Class CheckIndex

  • All Implemented Interfaces:
    java.io.Closeable, java.lang.AutoCloseable

    public final class CheckIndex
    extends java.lang.Object
    implements java.io.Closeable
    Basic tool and API to check the health of an index and write a new segments file that removes reference to problematic segments.

    As this tool checks every byte in the index, on a large index it can take quite a long time to run.

    • Field Detail

      • infoStream

        private java.io.PrintStream infoStream
      • writeLock

        private Lock writeLock
      • closed

        private volatile boolean closed
      • doSlowChecks

        private boolean doSlowChecks
      • failFast

        private boolean failFast
      • verbose

        private boolean verbose
      • checksumsOnly

        private boolean checksumsOnly
      • assertsOn

        private static boolean assertsOn
    • Constructor Detail

      • CheckIndex

        public CheckIndex​(Directory dir)
                   throws java.io.IOException
        Create a new CheckIndex on the directory.
        Throws:
        java.io.IOException
      • CheckIndex

        public CheckIndex​(Directory dir,
                          Lock writeLock)
        Expert: create a directory with the specified lock.
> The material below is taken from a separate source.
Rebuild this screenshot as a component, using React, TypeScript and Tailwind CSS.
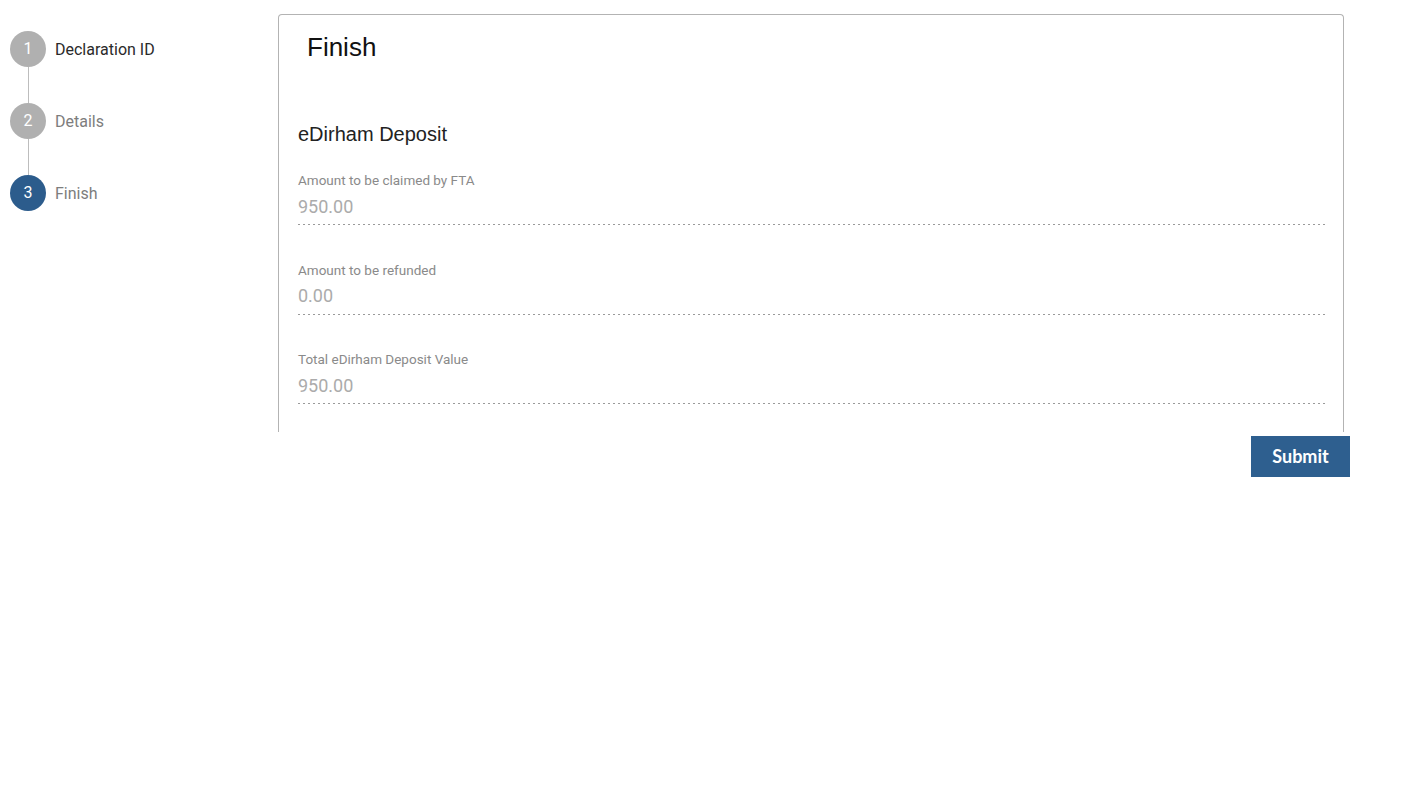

This should really not be used except for unit tests!!!! It exists only to support special tests (such as TestIndexWriterExceptions*), that would otherwise be more complicated to debug if they had to close the writer for each check.
    • Method Detail

      • ensureOpen

        private void ensureOpen()
      • close

        public void close()
                   throws java.io.IOException
        Specified by:
        close in interface java.lang.AutoCloseable
        Specified by:
        close in interface java.io.Closeable
        Throws:
        java.io.IOException
      • setDoSlowChecks

        public void setDoSlowChecks​(boolean v)
        If true, additional slow checks are performed. This will likely drastically increase time it takes to run CheckIndex!
      • setFailFast

        public void setFailFast​(boolean v)
        If true, just throw the original exception immediately when corruption is detected, rather than continuing to iterate to other segments looking for more corruption.
      • setChecksumsOnly

        public void setChecksumsOnly​(boolean v)
        If true, only validate physical integrity for all files. Note that the returned nested status objects (e.g. storedFieldStatus) will be null.
      • setInfoStream

        public void setInfoStream​(java.io.PrintStream out,
                                  boolean verbose)
        Set infoStream where messages should go. If null, no messages are printed. If verbose is true then more details are printed.
      • msg

        private static void msg​(java.io.PrintStream out,
                                java.lang.String msg)
      • checkIndex

        public CheckIndex.Status checkIndex()
                                     throws java.io.IOException
        Returns a CheckIndex.Status instance detailing the state of the index.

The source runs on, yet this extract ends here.